In Mrs Gandhi’s second term as PM she resurrected her son’s idea which clearly had a lot going for it, and set about making it a reality, in earnest. The rest is history!
In 2012, the 10 millionth Maruti was sold. Of the series, about 2.8 million Maruti 800s were sold in all, and this car has been exported to many countries. Even the Kathmandu taxi fleet is almost entirely made up of these cars.
The introduction of the Maruti 800 was more than just another car from which to choose. It was a breath of fresh air. The country was being released from the shackles of the Fiat and Ambassador. There was now a choice, a more modern, up-to-date design and engine. When a country is used to carrying a family of four on a scooter, the tiny 5-door hatchback felt more like a limousine. At a price of around two-thirds of that of a Fiat, the demand for this car simply skyrocketed!

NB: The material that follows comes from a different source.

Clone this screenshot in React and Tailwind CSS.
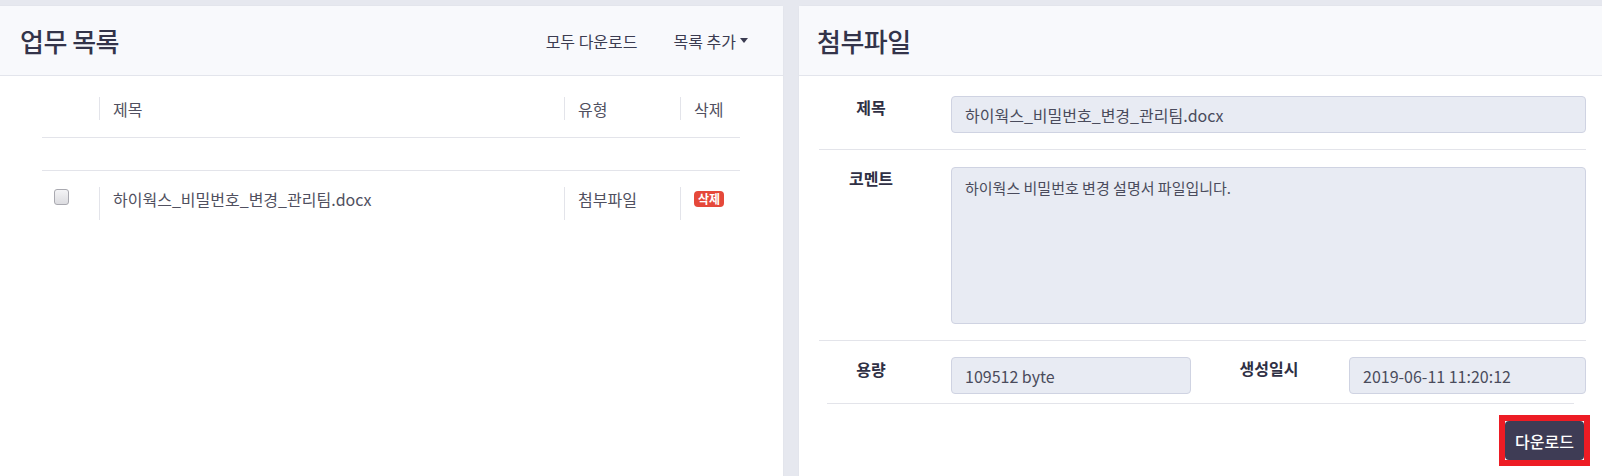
import React from 'react';

const font = { fontFamily: '"Noto Sans CJK KR", "Noto Sans", sans-serif' };

const Caret = () => (
    <svg width="8" height="5" viewBox="0 0 8 5" className="ml-[4px] inline-block">
        <path d="M0 0 L8 0 L4 5 Z" fill="#3b3c51" />
    </svg>
);

const Checkbox = () => (
    <span className="block w-[15px] h-[16px] rounded-[3px] border border-[#a9a9b0] bg-gradient-to-b from-[#f4f4f6] to-[#dcdce0]" />
);

const TaskList = () => (
    <div className="w-[784px] bg-white rounded-tr-[4px] border-t border-r border-[#e3e5ec] flex flex-col">
        <div className="h-[70px] flex items-center justify-between pl-[20px] pr-[35px] bg-[#f8f9fc] border-b border-[#e3e5ec]">
            <h2 className="text-[26px] font-medium text-[#33344a] tracking-[-0.5px]">업무 목록</h2>
            <div className="flex items-center gap-[36px] text-[16px] text-[#3b3c51]">
                <span>모두 다운로드</span>
                <span className="flex items-center">목록 추가<Caret /></span>
            </div>
        </div>

        <div className="ml-[42px] w-[698px] text-[16px] text-[#505060]">
            <div className="flex pt-[21px] pb-[17px] border-b border-[#e3e4ea]">
                <div className="w-[57px]" />
                <div className="w-[465px] h-[23px] flex items-center pl-[13px] border-l border-[#e3e4ea]">제목</div>
                <div className="w-[116px] h-[23px] flex items-center pl-[13px] border-l border-[#e3e4ea]">유형</div>
                <div className="flex-1 h-[23px] flex items-center pl-[13px] border-l border-[#e3e4ea]">삭제</div>
            </div>
            <div className="h-[33px] border-b border-[#e3e4ea]" />
            <div className="flex pt-[16px]">
                <div className="w-[57px] pl-[12px] pt-[2px]"><Checkbox /></div>
                <div className="w-[465px] h-[33px] flex items-start pl-[13px] border-l border-[#e3e4ea] leading-[24px]">하이웍스_비밀번호_변경_관리팀.docx</div>
                <div className="w-[116px] h-[33px] flex items-start pl-[13px] border-l border-[#e3e4ea] leading-[24px]">첨부파일</div>
                <div className="flex-1 h-[33px] flex items-start pl-[13px] pt-[4px] border-l border-[#e3e4ea]">
                    <span className="h-[16px] px-[4px] rounded-[4px] bg-[#e5483a] text-white text-[12px] font-bold leading-[16px]">삭제</span>
                </div>
            </div>
        </div>
    </div>
);

const Field = ({ children, className = '' }) => (
    <div className={`bg-[#e8ebf3] border border-[#cfd3e2] rounded-[4px] px-[13px] text-[#4a4b5c] ${className}`}>
        {children}
    </div>
);

const Label = ({ children, className = '' }) => (
    <div className={`w-[104px] text-center text-[16px] font-semibold text-[#2f3044] ${className}`}>{children}</div>
);

const Attachment = () => (
    <div className="flex-1 bg-white rounded-tl-[4px] border-t border-l border-[#e3e5ec] flex flex-col">
        <div className="h-[70px] flex items-center pl-[18px] bg-[#f8f9fc] border-b border-[#e3e5ec]">
            <h2 className="text-[26px] font-medium text-[#33344a] tracking-[-0.5px]">첨부파일</h2>
        </div>

        <div className="pl-[20px] pr-[16px]">
            <div className="flex pt-[20px] pb-[16px] border-b border-[#e3e4ea]">
                <Label className="-mt-[1px]">제목</Label>
                <Field className="ml-[28px] flex-1 h-[37px] flex items-center text-[16px]">하이웍스_비밀번호_변경_관리팀.docx</Field>
            </div>
            <div className="flex pt-[17px] pb-[16px] border-b border-[#e3e4ea]">
                <Label className="-mt-[1px]">코멘트</Label>
                <Field className="ml-[28px] flex-1 h-[157px] pt-[9px] text-[15px]">하이웍스 비밀번호 변경 설명서 파일입니다.</Field>
            </div>
            <div className="flex pt-[16px] pb-[9px]">
                <Label className="pt-[0px]">용량</Label>
                <Field className="ml-[28px] w-[240px] h-[37px] flex items-center text-[16px]">109512 byte</Field>
                <Label className="ml-[26px] -mt-[1px]">생성일시</Label>
                <Field className="ml-[28px] flex-1 h-[37px] flex items-center text-[16px]">2019-06-11 11:20:12</Field>
            </div>
        </div>
        <div className="mx-[28px] border-t border-[#e3e4ea]" />
        <div className="flex justify-end pr-[12px] mt-[11px]">
            <div className="border-[6px] border-[#ed1c24]">
                <button className="w-[79px] h-[39px] rounded-[4px] bg-[#3e3c55] text-white text-[16px] font-medium">다운로드</button>
            </div>
        </div>
    </div>
);

export default function App() {
    return (
        <div style={font} className="h-[476px] pt-[5px] bg-[#e6e8ef] flex gap-[14px] overflow-hidden">
            <TaskList />
            <Attachment />
        </div>
    );
}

After using it for a few years, my aunt wanted to sell her Maruti 800. “You can’t do that, we’ll have it”, said her children. So the 800 went down the line from parents to children and onto friends. Like a pet, one just doesn’t have the heart to get rid of it.
But the time has come! Maruti Suzuki announced that they are discontinuing production of their original Maruti 800. Maybe this should be a time of sadness in India. Now with a choice of almost 100 cars, the 800 has had its time and goes out quietly. But surely it will be the one remembered, when many other models have faded from memory.